The investigation of spectral characteristics from stellar objects leads to an understanding of their characteristics. Measurement of sun spectra allows one to infer surface temperature. Hydrogen Balmer series absorption spectra are communicated in Rowland tables [1,2] that map the sun. The equivalent widths [3] of the hydrogen alpha line, H${}_{\mathsf{\alpha }}$, hydrogen beta line, H${}_{\mathsf{\beta }}$, and hydrogen gamma line, H${}_{\mathsf{\gamma }}$ from the sun amount to 0.402 nm, 0.368 nm, and 0.286 nm, respectively. White dwarf spectra that show hydrogen lines are designated as DA stars. The white dwarf (WD) companion to Sirius A, designated as Alpha Canis Majoris B ($\mathsf{\alpha }\mathrm{CMa}\mathrm{B}$) [4], reveals significant hydrogen spectra at a temperature of 26 kK [5]. For comparison with the sun spectra, H${}_{\mathsf{\gamma }}$ of Sirius B shows an equivalent width [6] of 3.1 nm.

Laboratory measurements with so-called optical emission spectroscopy in a high-current arc [7,8] suggest that observed gravitational redshifts in WD spectra [9,10] may require corrections due to contributions from Stark-effect caused redshifts [11]. Radiative-transfer considerations [12] however confirm that the Stark or pressure shifts have no material or substantial effect on the measurement of gravitational redshifts. With an observed redshift uncertainty between 5 and 10 km/s [12], the pressure shifts are smaller than the error margins. A recent discussion [13] elaborates on the computation of Stark line profiles in successive layers of an WD atmosphere, and concludes that the Stark effect does not cause substantial redshifts.

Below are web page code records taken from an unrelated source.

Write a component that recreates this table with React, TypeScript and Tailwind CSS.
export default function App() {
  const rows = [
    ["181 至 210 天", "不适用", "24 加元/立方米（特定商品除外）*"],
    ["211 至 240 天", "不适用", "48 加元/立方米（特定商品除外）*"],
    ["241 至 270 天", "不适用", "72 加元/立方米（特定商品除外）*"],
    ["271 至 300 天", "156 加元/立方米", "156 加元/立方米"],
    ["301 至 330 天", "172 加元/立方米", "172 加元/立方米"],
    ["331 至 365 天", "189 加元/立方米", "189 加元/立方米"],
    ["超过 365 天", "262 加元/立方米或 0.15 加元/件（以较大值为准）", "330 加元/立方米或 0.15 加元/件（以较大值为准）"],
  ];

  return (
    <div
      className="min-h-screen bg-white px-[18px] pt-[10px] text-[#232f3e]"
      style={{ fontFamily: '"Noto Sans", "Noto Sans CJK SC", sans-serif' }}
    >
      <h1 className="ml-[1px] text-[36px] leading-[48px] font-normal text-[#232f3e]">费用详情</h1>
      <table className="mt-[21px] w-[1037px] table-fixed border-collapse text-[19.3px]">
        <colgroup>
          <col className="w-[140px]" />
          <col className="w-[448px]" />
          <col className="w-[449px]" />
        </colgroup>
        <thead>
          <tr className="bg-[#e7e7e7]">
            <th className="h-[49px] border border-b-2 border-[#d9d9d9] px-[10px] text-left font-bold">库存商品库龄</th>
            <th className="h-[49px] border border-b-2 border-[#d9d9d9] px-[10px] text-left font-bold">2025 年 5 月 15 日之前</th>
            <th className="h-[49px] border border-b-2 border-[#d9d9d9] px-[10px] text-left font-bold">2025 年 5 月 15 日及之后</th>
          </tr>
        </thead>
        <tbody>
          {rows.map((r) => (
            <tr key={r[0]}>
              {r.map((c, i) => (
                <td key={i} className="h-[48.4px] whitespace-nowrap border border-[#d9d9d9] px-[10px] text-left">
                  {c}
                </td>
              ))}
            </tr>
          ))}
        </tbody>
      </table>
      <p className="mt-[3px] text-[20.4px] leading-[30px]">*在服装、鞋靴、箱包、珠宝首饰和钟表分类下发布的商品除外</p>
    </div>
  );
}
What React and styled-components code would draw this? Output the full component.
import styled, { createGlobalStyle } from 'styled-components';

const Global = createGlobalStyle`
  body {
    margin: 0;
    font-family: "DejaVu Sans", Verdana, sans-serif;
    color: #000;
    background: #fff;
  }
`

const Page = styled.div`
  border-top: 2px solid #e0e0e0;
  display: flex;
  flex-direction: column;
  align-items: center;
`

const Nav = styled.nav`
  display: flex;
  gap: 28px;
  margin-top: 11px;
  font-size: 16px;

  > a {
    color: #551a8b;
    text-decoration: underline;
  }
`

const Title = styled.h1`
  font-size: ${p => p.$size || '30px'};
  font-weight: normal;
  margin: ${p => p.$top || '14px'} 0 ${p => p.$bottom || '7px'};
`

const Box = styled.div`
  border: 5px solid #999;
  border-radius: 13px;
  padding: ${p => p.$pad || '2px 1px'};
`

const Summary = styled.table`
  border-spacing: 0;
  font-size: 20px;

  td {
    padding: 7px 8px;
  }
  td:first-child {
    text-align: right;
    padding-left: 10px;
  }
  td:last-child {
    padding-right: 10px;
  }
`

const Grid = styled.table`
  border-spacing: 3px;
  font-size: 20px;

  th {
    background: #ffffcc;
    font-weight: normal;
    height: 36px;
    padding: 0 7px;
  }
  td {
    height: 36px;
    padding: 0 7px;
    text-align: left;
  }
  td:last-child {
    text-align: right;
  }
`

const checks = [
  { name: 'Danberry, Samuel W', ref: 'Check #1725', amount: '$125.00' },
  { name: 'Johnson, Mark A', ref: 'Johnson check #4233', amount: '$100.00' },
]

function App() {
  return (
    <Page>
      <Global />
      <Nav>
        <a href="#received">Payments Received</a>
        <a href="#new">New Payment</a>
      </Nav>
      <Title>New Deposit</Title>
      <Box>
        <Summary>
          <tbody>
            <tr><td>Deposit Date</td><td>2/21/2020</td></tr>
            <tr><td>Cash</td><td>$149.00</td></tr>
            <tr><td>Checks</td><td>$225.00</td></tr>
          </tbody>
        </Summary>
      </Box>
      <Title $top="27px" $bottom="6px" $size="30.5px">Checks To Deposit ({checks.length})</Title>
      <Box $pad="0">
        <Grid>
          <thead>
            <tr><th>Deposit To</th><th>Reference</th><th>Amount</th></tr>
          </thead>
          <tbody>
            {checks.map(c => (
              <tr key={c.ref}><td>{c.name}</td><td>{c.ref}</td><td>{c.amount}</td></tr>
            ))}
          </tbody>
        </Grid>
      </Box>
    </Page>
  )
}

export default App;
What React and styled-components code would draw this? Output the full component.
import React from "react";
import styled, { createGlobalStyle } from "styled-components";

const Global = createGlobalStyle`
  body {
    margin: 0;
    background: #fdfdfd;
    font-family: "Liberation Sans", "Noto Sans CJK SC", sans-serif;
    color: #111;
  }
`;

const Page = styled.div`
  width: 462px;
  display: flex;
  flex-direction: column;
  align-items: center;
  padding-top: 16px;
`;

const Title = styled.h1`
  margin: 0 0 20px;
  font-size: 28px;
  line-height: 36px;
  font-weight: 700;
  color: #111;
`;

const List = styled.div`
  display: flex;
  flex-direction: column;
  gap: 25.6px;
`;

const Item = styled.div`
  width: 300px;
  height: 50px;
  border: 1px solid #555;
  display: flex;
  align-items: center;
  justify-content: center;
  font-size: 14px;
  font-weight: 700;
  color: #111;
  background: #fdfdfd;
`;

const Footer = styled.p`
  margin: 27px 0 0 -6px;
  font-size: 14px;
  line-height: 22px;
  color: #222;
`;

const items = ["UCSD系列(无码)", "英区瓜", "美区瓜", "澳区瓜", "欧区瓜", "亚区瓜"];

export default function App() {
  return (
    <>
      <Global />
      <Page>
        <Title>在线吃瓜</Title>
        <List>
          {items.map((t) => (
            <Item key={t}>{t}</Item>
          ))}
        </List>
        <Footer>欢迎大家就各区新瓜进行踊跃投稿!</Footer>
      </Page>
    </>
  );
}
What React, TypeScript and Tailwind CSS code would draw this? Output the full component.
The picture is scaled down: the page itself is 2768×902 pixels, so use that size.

Laser-induced breakdown spectroscopy [14,15] measures optical emission from the micro-plasma, and the first few Balmer series hydrogen lines can be utilized to determine electron density and temperature [16,17,18,19,20,21,22,23,24,25]. The generalized theory of Stark broadening in the analysis of laser-induced plasma experiments [16,17] show hydrogen beta, H${}_{\mathsf{\beta }}$, profiles at densities of up to ∼8 ×${10}^{17}{\mathrm{cm}}^{-3}$. For higher densities and from a theory point-of-view, quadrupole and higher order effects need to be considered [18,19,20]. Extensive hydrogen modeling [21], including recent systematic experimental efforts [22,23], and detailed analysis of Balmer series lines including the H${}_{\mathsf{\beta }}$ peak separation [24,25] reflect the level of knowledge about laboratory plasma. In view of astrophysical WD absorption data [5], laboratory spectra and analysis are essential for determination of astrophysical WD characterization. Experiments utilize frequently other macroscopic measurement methods including photography [26]. H${}_{\mathsf{\beta }}$ is of interest due to providing better accuracy [27,28,29] than H${}_{\mathsf{\alpha }}$ for an electron density of the order of ${10}^{17}{\mathrm{cm}}^{-3}$.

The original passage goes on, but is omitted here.